Anyway. I’ve been reading again lately, even though my attention span is like a four year old right now. I finished freakonomics the other day, which is a book that has done nothing to further my understanding of economics, but which did explain to me that, before reading it, I had no idea what economics even meant. Clever book, that- it’s also really short, so if you want to feel smart, and like you’re educating yourself on important subjects, I recommend reading it. It’ll take you three hours, even if you move your lips and only read on the toilet, and is full of interesting ideas, clever ways of looking at the world.

I picked up freakonomics because it came up a few times when I was researching Austan Goolsbee, Barack Obama’s main economics advisor. The book’s main author, Steven Levitt, teaches alongside Goolsbee at the University of Chicago School of Economics. Which is interesting, because it’s that school that gave the world Milton Friedman and, by extension, Augusto Pinochet and much of the direction that the Latin American turmoil of the 70’s-onward took. Given the famous nature of that particular school, and the specifics of what it’s famous for, it’s interesting to see the sort of economic theory being considered by its current celebrity professors.

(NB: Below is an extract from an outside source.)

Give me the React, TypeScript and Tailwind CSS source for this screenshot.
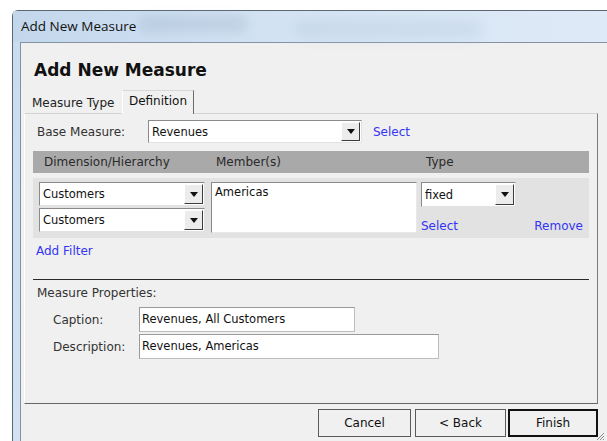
import React from 'react';

const ui = { fontFamily: '"DejaVu Sans", Verdana, sans-serif' };

function DropArrow() {
  return (
    <span className="flex h-full w-[19px] items-center justify-center border border-t-white border-l-white border-b-[#3c3c3c] border-r-[#3c3c3c] bg-[#ececec]">
      <svg width="8" height="5" viewBox="0 0 8 5">
        <path d="M0 0h8L4 5z" fill="#111" />
      </svg>
    </span>
  );
}

function Combo({ value, className }: { value: string; className: string }) {
  return (
    <div
      className={`flex items-stretch border border-t-[#8a8a8a] border-l-[#8a8a8a] border-b-[#e2e2e2] border-r-[#e2e2e2] bg-white p-[1px] ${className}`}
    >
      <span className="flex flex-1 items-center pl-[2px] text-[11.5px] text-[#111]">{value}</span>
      <DropArrow />
    </div>
  );
}

function TextField({ value, className }: { value: string; className: string }) {
  return (
    <div
      className={`flex items-center border border-[#9a9a9a] border-b-[#bdbdbd] border-r-[#bdbdbd] bg-white pb-[2px] pl-[2px] text-[11.5px] text-[#111] ${className}`}
    >
      {value}
    </div>
  );
}

export default function App() {
  return (
    <div className="h-[441px] w-[607px] overflow-hidden bg-white pl-[12px] pt-[10px]" style={ui}>
      {/* window frame */}
      <div className="flex h-[440px] w-[600px] flex-col rounded-tl-[6px] border-t border-l border-[#5b6773] bg-gradient-to-b from-[#c9dcf0] to-[#d2e2f3]">
        {/* caption bar */}
        <div className="relative flex h-[31px] items-center bg-gradient-to-r from-[#c3d7ec] via-[#d5e4f4] to-[#dfeaf7] pl-[8px]">
          <div className="absolute left-[125px] top-[4px] h-[18px] w-[110px] rounded-full bg-[#9fb3c9] opacity-30 blur-[4px]" />
          <div className="absolute left-[280px] top-[8px] h-[20px] w-[190px] rounded-full bg-[#b1c5da] opacity-30 blur-[6px]" />
          <span className="relative text-[13.5px] text-[#111]" style={{ fontFamily: '"Open Sans", sans-serif' }}>
            Add New Measure
          </span>
        </div>

        {/* client area */}
        <div className="ml-[7px] flex flex-1 flex-col border-t border-l border-[#8393a3] bg-[#f0f0f0]">
          <div className="flex h-[45px] items-end pb-[9px] pl-[13px]">
            <h1 className="text-[17px] font-bold leading-none text-[#111]">Add New Measure</h1>
          </div>

          {/* tab strip */}
          <div className="ml-[3px] flex h-[25px] items-end">
            <div className="flex h-[21px] w-[98px] items-center pl-[8px] text-[12px] text-[#222]">Measure Type</div>
            <div className="relative -mb-px flex h-[24px] w-[72px] items-center justify-center border border-b-0 border-t-[#d8d8d8] border-l-white border-r-[#6d6d6d] bg-[#f0f0f0] pb-[3px] text-[12px] text-[#111]">
              Definition
            </div>
          </div>

          {/* tab page */}
          <div className="ml-[3px] flex h-[291px] w-[574px] flex-col border border-t-[#d4d4d4] border-l-white border-r-[#7a7a7a] border-b-[#666] bg-[#f0f0f0] text-[12px] leading-[14px]">
            <div className="mt-[6px] flex h-[23px] items-center">
              <span className="w-[123px] pl-[12px] text-[#333]">Base Measure:</span>
              <Combo value="Revenues" className="h-[23px] w-[214px]" />
              <span className="ml-[11px] text-[#3434f4]">Select</span>
            </div>

            {/* filter grid */}
            <div className="ml-[8px] mt-[8px] w-[556px]">
              <div className="grid h-[22px] grid-cols-[178px_210px_1fr] items-center bg-[#a9a9a9] text-[#2a2a2a]">
                <span className="pl-[11px]">Dimension/Hierarchy</span>
                <span className="pl-[5px]">Member(s)</span>
                <span className="pl-[5px]">Type</span>
              </div>
              <div className="mt-[5px] grid h-[60px] grid-cols-[178px_210px_1fr] bg-[#e2e2e2] pt-[4px]">
                <div className="flex flex-col gap-[2px] pl-[6px]">
                  <Combo value="Customers" className="h-[24px] w-[166px]" />
                  <Combo value="Customers" className="h-[24px] w-[166px]" />
                </div>
                <div className="h-[51px] w-[206px] border border-t-[#8a8a8a] border-l-[#8a8a8a] border-b-[#e8e8e8] border-r-[#e8e8e8] bg-white px-[3px] pt-[2px] text-[11.5px] text-[#111]">
                  Americas
                </div>
                <div className="flex flex-col">
                  <Combo value="fixed" className="h-[25px] w-[95px]" />
                  <div className="mt-[12px] flex justify-between pr-[6px] text-[#3434f4]">
                    <span>Select</span>
                    <span>Remove</span>
                  </div>
                </div>
              </div>
            </div>

            <span className="ml-[11px] mt-[6px] text-[#3434f4]">Add Filter</span>

            <div className="ml-[8px] mt-[21px] h-px w-[556px] bg-[#2a2a2a]" />

            <span className="ml-[12px] mt-[6px] text-[#333]">Measure Properties:</span>

            <div className="mt-[7px] flex flex-col gap-[2px]">
              <div className="flex items-center">
                <span className="w-[114px] pl-[28px] text-[#333]">Caption:</span>
                <TextField value="Revenues, All Customers" className="h-[25px] w-[216px]" />
              </div>
              <div className="flex items-center">
                <span className="w-[114px] pl-[28px] text-[#333]">Description:</span>
                <TextField value="Revenues, Americas" className="h-[25px] w-[300px]" />
              </div>
            </div>
          </div>

          {/* command buttons */}
          <div className="relative mt-[5px] flex h-[28px] w-[577px] justify-end text-[12px] text-[#111]">
            <button className="mr-[4px] h-full w-[93px] border border-[#5a5a5a] bg-[#f0f0f0]">Cancel</button>
            <button className="mr-[2px] h-full w-[91px] border border-[#5a5a5a] bg-[#f0f0f0]">&lt; Back</button>
            <button className="h-full w-[90px] border-2 border-[#111] bg-[#f0f0f0]">Finish</button>
            {/* size grip */}
            <svg className="absolute -right-[7px] bottom-[-4px]" width="9" height="9" viewBox="0 0 9 9">
              <path d="M8 1L1 8M8 4L4 8M8 7L7 8" stroke="#8c8c8c" strokeWidth="1" />
            </svg>
          </div>
        </div>
      </div>
    </div>
  );
}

And if that doesn’t get the kids’ attention, I don’t know what will. Economic theory, especially commentary on it from soneone who doesn’t know what he’s talking about? Why, it’s what the Internet is based on!

With that in mind, I’ll spare you the discussion of the first four chapters of falling man by Delillo, just to see if there’s any way to keep people paying attention.

That’s enough of that. In a few days, there’ll be a new website up at dansolomon.com, complete with a goodly amount of previously-unseen/unread material, as well as all of the old shit in a new format. One thing that won’t be on the site, however, is poplife. It’s been a good four years of the book in its incarnation as a 75,000 word Creative Commons digital release, and I’m proud of the reception its received and the fact that I put out a novel for free on the Internet, but right now is not the time for that. I’m reconsidering a lot of aspects of that book, and I’m convinced right now that the failure to find a traditional publisher for it has to do with the fact that, as it appeared online, it was not as good as it needed to be. So, with weathered completed, April seems like a good month to re-write both novels, and to pursue the publishing avenues available to me for both of them in the future. I still have every intention of releasing everything I do online as a free download via a Creative Commons license, but right now the book needs to be re-written before I’m ready to distribute it. Which is not a knock against you, if you liked it- but a tighter version of it with some of the logic holes that I was too immature, at 23, to feel really needed fixing is on the horizon, and I do not want to distribute it until I’ve done the things with the manuscript that I should have done years ago. Mostly it’s just some pacing concerns, and a scene near the end, but these things grow in importance when it’s your own thing, and I’m excited at the idea of having the book back online before long.

In the meantime, there’ll be some new stuff to make it worth clicking over to the site at least once- video from the sometimes you gotta fight the bear tour, with live material never before released, and the full text of greeted as liberators, the novella-length fold-and-staple book I’m putting out about DIY touring and the re-election of George W Bush. greeted as liberators will hit the Internet right before it hits London, as it’s set to debut at the London Zine Symposium in late April. All of which makes this a hectic time, but also a good one. Now all that’s needed is a chance to get as much of this done as possible, all while living on a mountain in Switzerland.